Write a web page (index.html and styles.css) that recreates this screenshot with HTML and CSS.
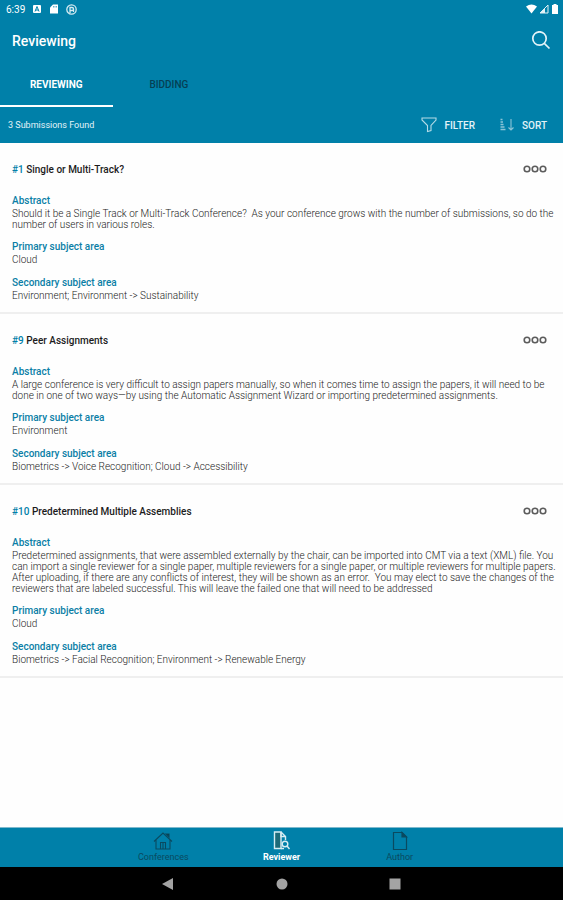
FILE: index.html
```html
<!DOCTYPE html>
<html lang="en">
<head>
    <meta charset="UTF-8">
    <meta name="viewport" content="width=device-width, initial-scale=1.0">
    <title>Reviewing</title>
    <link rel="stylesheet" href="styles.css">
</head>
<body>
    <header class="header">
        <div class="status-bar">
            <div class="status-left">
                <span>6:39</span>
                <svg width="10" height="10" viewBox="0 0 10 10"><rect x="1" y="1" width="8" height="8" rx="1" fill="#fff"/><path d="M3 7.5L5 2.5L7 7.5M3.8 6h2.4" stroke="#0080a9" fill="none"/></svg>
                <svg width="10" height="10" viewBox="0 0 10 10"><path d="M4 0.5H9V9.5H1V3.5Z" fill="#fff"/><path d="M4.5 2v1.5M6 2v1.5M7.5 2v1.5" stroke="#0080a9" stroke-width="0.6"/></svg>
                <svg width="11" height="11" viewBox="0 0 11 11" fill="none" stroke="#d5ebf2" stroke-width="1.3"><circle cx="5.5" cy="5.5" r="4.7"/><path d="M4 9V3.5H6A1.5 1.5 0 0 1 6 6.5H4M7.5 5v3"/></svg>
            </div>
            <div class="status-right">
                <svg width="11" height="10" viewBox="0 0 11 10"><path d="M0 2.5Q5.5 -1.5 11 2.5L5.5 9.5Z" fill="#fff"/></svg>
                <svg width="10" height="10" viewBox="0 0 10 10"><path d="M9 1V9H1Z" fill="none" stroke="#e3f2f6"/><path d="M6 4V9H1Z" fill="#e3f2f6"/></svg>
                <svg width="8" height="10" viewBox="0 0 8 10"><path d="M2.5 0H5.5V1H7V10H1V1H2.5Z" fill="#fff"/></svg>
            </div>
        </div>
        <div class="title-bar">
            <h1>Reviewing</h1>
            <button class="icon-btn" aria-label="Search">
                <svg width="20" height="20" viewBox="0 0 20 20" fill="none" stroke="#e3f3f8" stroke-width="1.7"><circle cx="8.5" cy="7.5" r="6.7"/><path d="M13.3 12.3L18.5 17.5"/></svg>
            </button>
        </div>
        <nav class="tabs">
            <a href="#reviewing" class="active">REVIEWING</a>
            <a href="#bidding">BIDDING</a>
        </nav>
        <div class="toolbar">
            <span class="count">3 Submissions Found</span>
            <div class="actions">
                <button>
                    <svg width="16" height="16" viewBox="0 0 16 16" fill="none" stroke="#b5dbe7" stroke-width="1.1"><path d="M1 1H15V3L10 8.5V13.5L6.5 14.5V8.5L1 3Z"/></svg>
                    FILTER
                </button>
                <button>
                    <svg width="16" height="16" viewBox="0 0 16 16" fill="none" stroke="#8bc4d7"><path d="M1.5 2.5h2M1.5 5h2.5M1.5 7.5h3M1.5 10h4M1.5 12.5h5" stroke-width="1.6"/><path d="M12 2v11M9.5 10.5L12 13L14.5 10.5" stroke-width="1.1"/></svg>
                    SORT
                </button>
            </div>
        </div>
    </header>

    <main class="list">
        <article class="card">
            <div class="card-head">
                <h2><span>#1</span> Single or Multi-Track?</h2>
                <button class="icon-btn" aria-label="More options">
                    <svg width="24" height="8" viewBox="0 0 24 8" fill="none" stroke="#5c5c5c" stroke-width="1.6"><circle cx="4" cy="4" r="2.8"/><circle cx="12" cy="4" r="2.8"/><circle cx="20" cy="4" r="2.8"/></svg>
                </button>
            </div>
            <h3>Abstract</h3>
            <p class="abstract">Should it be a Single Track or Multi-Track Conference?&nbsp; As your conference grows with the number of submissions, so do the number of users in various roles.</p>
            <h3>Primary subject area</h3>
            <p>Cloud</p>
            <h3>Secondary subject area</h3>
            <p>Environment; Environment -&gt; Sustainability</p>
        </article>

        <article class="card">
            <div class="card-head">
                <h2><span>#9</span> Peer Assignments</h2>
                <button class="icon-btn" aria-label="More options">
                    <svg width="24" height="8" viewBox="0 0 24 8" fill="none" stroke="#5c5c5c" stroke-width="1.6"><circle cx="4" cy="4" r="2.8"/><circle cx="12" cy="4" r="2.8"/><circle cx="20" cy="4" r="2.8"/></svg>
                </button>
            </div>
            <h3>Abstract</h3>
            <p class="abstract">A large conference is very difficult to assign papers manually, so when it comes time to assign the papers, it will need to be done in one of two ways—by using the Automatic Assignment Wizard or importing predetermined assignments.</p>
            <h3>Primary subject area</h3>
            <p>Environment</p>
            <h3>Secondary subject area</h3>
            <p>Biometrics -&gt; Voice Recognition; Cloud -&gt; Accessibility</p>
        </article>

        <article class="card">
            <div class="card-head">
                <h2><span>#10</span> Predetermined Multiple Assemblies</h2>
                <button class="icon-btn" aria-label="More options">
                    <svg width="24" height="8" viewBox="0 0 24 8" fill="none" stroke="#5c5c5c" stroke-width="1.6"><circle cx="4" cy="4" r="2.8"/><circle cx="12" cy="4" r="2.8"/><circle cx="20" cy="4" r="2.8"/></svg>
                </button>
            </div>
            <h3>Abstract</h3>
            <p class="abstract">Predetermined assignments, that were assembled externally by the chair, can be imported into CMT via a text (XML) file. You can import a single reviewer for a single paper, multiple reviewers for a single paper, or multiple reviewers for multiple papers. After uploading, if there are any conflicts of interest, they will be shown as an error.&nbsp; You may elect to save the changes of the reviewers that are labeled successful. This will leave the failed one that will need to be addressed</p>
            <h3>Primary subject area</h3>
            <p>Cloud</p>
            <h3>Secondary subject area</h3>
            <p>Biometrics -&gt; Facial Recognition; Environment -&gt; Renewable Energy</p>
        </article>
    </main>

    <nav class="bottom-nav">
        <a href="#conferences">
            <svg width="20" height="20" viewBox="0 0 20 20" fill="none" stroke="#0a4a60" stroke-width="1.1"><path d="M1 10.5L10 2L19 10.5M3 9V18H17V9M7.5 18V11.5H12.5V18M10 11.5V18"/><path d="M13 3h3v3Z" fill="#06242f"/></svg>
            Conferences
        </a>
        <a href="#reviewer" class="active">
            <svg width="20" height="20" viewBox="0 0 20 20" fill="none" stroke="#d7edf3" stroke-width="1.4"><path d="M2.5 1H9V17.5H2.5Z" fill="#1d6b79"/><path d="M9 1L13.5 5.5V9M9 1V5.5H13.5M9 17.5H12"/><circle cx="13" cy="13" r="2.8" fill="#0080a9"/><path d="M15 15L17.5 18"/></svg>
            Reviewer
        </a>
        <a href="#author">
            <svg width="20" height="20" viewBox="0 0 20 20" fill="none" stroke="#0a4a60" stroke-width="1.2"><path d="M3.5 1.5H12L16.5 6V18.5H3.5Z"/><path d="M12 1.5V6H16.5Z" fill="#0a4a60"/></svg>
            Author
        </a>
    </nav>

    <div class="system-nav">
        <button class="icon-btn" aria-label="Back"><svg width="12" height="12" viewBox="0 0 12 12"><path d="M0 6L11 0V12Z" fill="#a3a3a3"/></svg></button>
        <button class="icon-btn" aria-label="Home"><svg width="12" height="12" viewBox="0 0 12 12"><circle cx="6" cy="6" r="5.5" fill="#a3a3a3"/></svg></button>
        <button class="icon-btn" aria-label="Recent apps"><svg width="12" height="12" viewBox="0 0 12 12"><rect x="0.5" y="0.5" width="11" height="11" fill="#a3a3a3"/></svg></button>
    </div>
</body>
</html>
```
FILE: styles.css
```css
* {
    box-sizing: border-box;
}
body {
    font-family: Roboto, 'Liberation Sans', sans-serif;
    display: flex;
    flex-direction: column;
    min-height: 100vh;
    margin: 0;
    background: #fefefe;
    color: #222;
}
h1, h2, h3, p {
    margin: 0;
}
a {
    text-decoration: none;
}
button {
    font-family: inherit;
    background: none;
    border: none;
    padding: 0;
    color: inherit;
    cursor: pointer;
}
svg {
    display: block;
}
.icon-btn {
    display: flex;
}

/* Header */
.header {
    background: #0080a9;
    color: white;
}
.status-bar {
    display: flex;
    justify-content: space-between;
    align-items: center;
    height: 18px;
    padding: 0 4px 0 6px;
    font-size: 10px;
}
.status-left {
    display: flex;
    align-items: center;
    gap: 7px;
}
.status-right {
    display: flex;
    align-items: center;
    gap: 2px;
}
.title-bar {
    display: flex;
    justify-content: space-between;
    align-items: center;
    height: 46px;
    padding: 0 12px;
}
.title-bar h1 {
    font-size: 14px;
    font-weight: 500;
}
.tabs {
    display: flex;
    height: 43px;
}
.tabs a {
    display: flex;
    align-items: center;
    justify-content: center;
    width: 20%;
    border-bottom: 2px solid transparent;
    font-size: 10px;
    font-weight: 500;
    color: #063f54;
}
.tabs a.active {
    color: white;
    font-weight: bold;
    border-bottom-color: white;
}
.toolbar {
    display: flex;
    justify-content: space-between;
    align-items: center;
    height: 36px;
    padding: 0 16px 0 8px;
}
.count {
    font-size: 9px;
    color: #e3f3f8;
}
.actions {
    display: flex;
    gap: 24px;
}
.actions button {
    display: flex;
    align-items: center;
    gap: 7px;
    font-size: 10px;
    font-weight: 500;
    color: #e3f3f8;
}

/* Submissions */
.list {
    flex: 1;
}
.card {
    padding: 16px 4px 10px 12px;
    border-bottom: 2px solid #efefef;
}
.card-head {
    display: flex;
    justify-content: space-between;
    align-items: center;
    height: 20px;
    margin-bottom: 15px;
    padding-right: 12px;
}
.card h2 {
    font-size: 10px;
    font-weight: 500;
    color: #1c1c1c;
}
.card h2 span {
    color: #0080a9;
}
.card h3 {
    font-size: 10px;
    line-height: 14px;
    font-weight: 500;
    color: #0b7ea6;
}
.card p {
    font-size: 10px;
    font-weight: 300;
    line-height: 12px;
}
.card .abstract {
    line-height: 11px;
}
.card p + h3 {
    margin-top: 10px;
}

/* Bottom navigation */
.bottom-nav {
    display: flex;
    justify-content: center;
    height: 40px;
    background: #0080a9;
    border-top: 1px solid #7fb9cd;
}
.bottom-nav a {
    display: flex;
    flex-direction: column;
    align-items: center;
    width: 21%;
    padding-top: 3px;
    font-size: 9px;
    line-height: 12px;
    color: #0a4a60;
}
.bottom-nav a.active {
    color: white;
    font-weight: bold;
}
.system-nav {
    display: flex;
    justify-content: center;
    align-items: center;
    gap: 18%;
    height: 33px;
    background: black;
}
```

What the task asks: Copy all lines of the listing above that contain the string "index".

Answer to this problem:
Write a web page (index.html and styles.css) that recreates this screenshot with HTML and CSS.
FILE: index.html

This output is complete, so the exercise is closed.